Macy's is closing another 100 stores
This article from Money.com may be of interest to subscribers. Here is a section:
Macy's closures come amid a sixth-straight quarterly decline in sales. However, sales fell less than feared and the company said it's "encouraged" by recent sales trends. Wall Street applauded the dramatic store closures, sending the stock surging 17%, its best day since 2008.
Macy's said its new strategy is to concentrate its financial firepower and talent on its best-performing locations. The department store plans to invest in strong stores by highlighting new vendors, increasing the size and quality of its staff and investing in new technology.
"We operate in a fast-changing world, and our company is moving forward decisively to build further on Macy's heritage," Macy's CEO Terry Lundgren said in a statement.
Macy's said the store closures could result in the loss of about $1 billion in sales, even after accounting for shoppers who would go online and to other Macy's locations. The company plans to offset that loss in sales by cutting costs, even beyond shutting down these stores.
It's not clear how many jobs will be impacted by these moves. Macy's told CNNMoney it won't detail layoffs until it finalizes its store closure list.

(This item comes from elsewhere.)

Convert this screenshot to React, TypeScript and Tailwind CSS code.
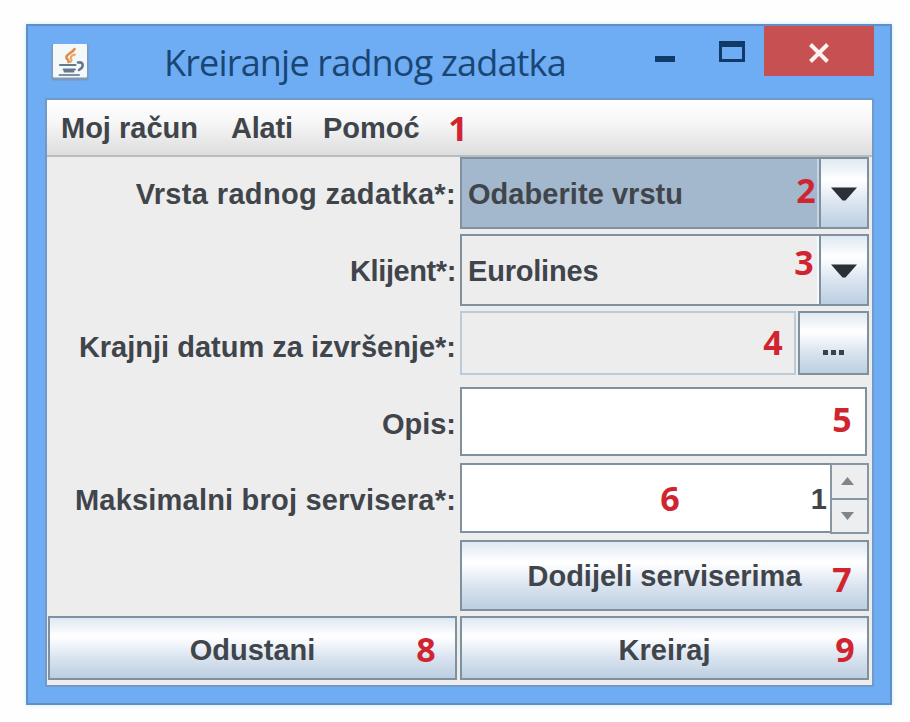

Macys, and a number of other big box retailers, have two problems. They rely on physical locations which tend to have a boring feel and their products are too expensive. Nevertheless they command sizeable, albeit shrinking shares of the consumer market and have impressive real estate holdings which have appreciated considerably since the credit crisis.
Macys’ decision to close 100 stores is an acceptance that its business model is badly in need of revitalisation. Freeing up cash from the disposal of real estate is likely to be net positive for the share price but with retail sales becoming an increasingly competitive market it will have to fight hard to regain the trend consistency that was evident until last year. The share is now testing the region of the trend mean following an impressive two-week rally but will need to sustain a move above it to signal a return to demand dominance beyond the short term.
Nordstrom and Gap both have similar patterns.
Meanwhile JC Penny is testing the upper side of a more than two-year base.
Ralph Lauren may be benefitting from its position as outfitter for the US Olympic team and has pushed above its 200-day MA.
Amazon remains the clear leader in retailing and continues to expand its dominant position. The share continues to extend its uptrend and a clear break in the progression of higher reaction lows would be required to question the consistency of the advance. Despite Wal-Mart’s decision to challenge Amazon through its acquisition of Jet.com, perhaps the greatest risk to its dominance would be an anti-trust suit.
Among discounters TJX remains in a broadly consistent medium-term uptrend and a sustained move below the trend mean would be required to question medium-term scope for additional upside.
Ross Stores has a broadly similar pattern.